Result: resultado_camara_real_v2.mp4, the video that really works. The camera movement (push + pan) transfers clearly and coherently. I compared frames one by one and the tracking of the reference movement is evident.

Real demo video from the third attempt: camera push + pan transferred onto the RTX GPU night-desk scene. Resolution 960x1084, 24 fps, ~5.04 seconds.

👉 What I learned: Camera movement transfer works best with deliberate, visible movements. Subtle movements are technically correct but less demonstrable visually.


Key Settings from the Original Author: What to Change for Better Results

Cseti’s official workflow README includes specific recommendations. I used these values as-is and they worked for me — I didn’t test varying them one by one (a single resolution, a single image strength value), so what follows is what the author recommends and what I applied, not an independent point-by-point verification:

Resolution: per the author, the higher the resolution, the more closely the reference movement is followed. Don’t go below 960x512 on the first pass. My final video was 960x1084, and the result followed the movement clearly — but I didn’t test lower resolutions for comparison, so I can’t confirm the relationship with my own data.

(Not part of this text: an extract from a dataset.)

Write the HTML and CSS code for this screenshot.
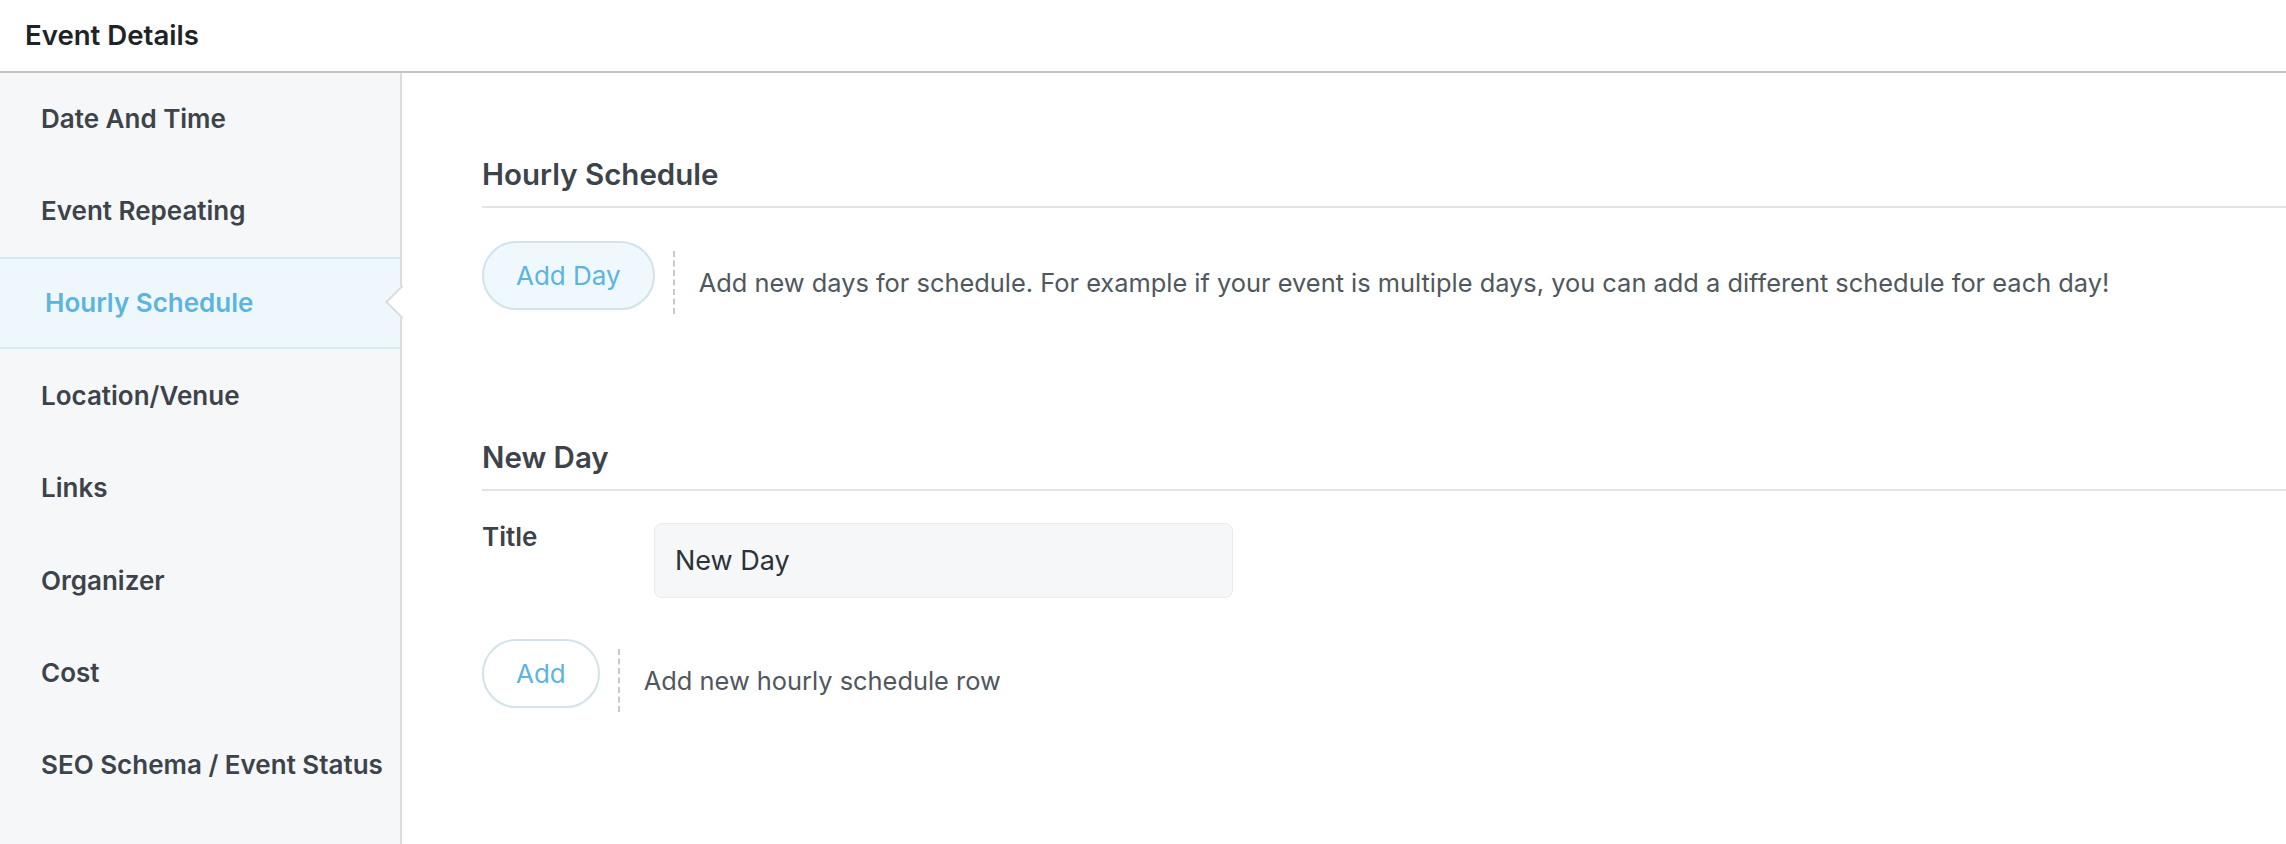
FILE: index.html
```html
<!DOCTYPE html>
<html lang="en">
<head>
<meta charset="utf-8">
<title>Event Details</title>
<link rel="stylesheet" href="styles.css">
</head>
<body>
<div class="panel">
  <header class="panel-header">Event Details</header>
  <div class="panel-body">
    <nav class="sidebar">
      <div class="nav-item">Date And Time</div>
      <div class="nav-item">Event Repeating</div>
      <div class="nav-item active">Hourly Schedule<span class="notch"></span></div>
      <div class="nav-item">Location/Venue</div>
      <div class="nav-item">Links</div>
      <div class="nav-item">Organizer</div>
      <div class="nav-item">Cost</div>
      <div class="nav-item">SEO Schema / Event Status</div>
    </nav>
    <main class="content">
      <section class="section first">
        <h2 class="section-title">Hourly Schedule</h2>
        <div class="action-row">
          <button class="pill-btn tinted">Add Day</button>
          <div class="hint">Add new days for schedule. For example if your event is multiple days, you can add a different schedule for each day!</div>
        </div>
      </section>
      <section class="section second">
        <h2 class="section-title">New Day</h2>
        <div class="field-row">
          <label class="field-label">Title</label>
          <div class="field-input">New Day</div>
        </div>
        <div class="action-row add-row">
          <button class="pill-btn plain">Add</button>
          <div class="hint">Add new hourly schedule row</div>
        </div>
      </section>
    </main>
  </div>
</div>
</body>
</html>
```

FILE: styles.css
```css
* { box-sizing: border-box; }
html, body { margin: 0; padding: 0; background: #fff; }
body {
  font-family: Inter, "Liberation Sans", sans-serif;
  color: #3c434a;
  height: 844px;
  overflow: hidden;
}
.panel { display: flex; flex-direction: column; height: 844px; }
.panel-header {
  height: 73px;
  padding-left: 25px;
  display: flex;
  align-items: center;
  font-size: 27.6px;
  font-weight: 600;
  color: #1d2327;
  border-bottom: 2px solid #c3c4c7;
  padding-bottom: 2px;
}
.panel-body { flex: 1; display: flex; }
.sidebar {
  width: 402px;
  flex: none;
  background: #f6f7f9;
  border-right: 2px solid #dcdcde;
}
.nav-item {
  position: relative;
  height: 92.4px;
  padding-left: 41px;
  display: flex;
  align-items: center;
  font-size: 26px;
  font-weight: 600;
  color: #3c434a;
}
.nav-item:first-child { padding-bottom: 2px; }
.nav-item:nth-child(2) { padding-bottom: 2px; }
.nav-item.active {
  background: #eef8fc;
  border-top: 2px solid #d4ebf4;
  border-bottom: 2px solid #d4ebf4;
  padding-left: 45px;
  color: #5bb5e0;
  margin-top: -1px;
}
.notch {
  position: absolute;
  right: -14px;
  top: 50%;
  width: 24px;
  height: 24px;
  margin-top: -13px;
  background: #fff;
  border-left: 2px solid #dcdcde;
  border-bottom: 2px solid #dcdcde;
  transform: rotate(45deg);
}
.content { flex: 1; padding-left: 80px; }
.section-title {
  margin: 0;
  font-size: 29.5px;
  font-weight: 600;
  line-height: 40px;
  color: #3c434a;
  padding-bottom: 12px;
  border-bottom: 2px solid #e2e4e7;
}
.section.first { margin-top: 81px; }
.section.second { margin-top: 123px; }
.action-row { display: flex; align-items: flex-start; margin-top: 33px; }
.pill-btn {
  font-family: inherit;
  font-size: 26px;
  font-weight: 400;
  height: 69px;
  padding: 0 32px;
  border-radius: 40px;
  border: 2px solid #d3e3ea;
  color: #5bb5e0;
  cursor: pointer;
  box-shadow: 0 1px 2px rgba(0,0,0,0.03);
}
.pill-btn.tinted { background: #eff8fc; }
.pill-btn.plain { background: #fff; }
.hint {
  margin-top: 10px;
  margin-left: 18px;
  height: 63px;
  padding-left: 24px;
  border-left: 2px dashed #c8c9cc;
  display: flex;
  align-items: center;
  font-size: 25.4px;
  color: #50575e;
  white-space: nowrap;
}
.field-row { display: flex; align-items: flex-start; margin-top: 31px; }
.field-label {
  width: 172px;
  flex: none;
  font-size: 26px;
  font-weight: 600;
  line-height: 30px;
  color: #3c434a;
}
.field-input {
  width: 579px;
  height: 75px;
  margin-top: 1px;
  padding-left: 20px;
  display: flex;
  align-items: center;
  background: #f6f7f9;
  border: 1px solid #e8eaed;
  border-radius: 8px;
  font-size: 27px;
  color: #2c3338;
}
.add-row { margin-top: 41px; }
```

Conditioning image strength: use values between 0.5 and 0.7. This parameter balances fidelity to the starting frame against how much of the reference camera is transferred. Lower values (within that range) = more movement relative to the starting image, per the author’s own notes — less fidelity to the starting frame leaves more room for the reference movement to take over.

The text prompt matters: it directly affects the resulting camera movement. If the video doesn’t follow the expected reference movement, the author recommends: leaving the prompt empty, changing the seed, or describing the camera movement at least at a general level in the prompt.

⚠️ Important: The official workflow only exposes this single “image strength” parameter to balance fidelity to the starting frame against transferred movement — there’s no separate “amount of movement” control. If the result doesn’t follow the reference camera well, the first lever to touch is this value, don’t look for a parameter that doesn’t exist in the graph.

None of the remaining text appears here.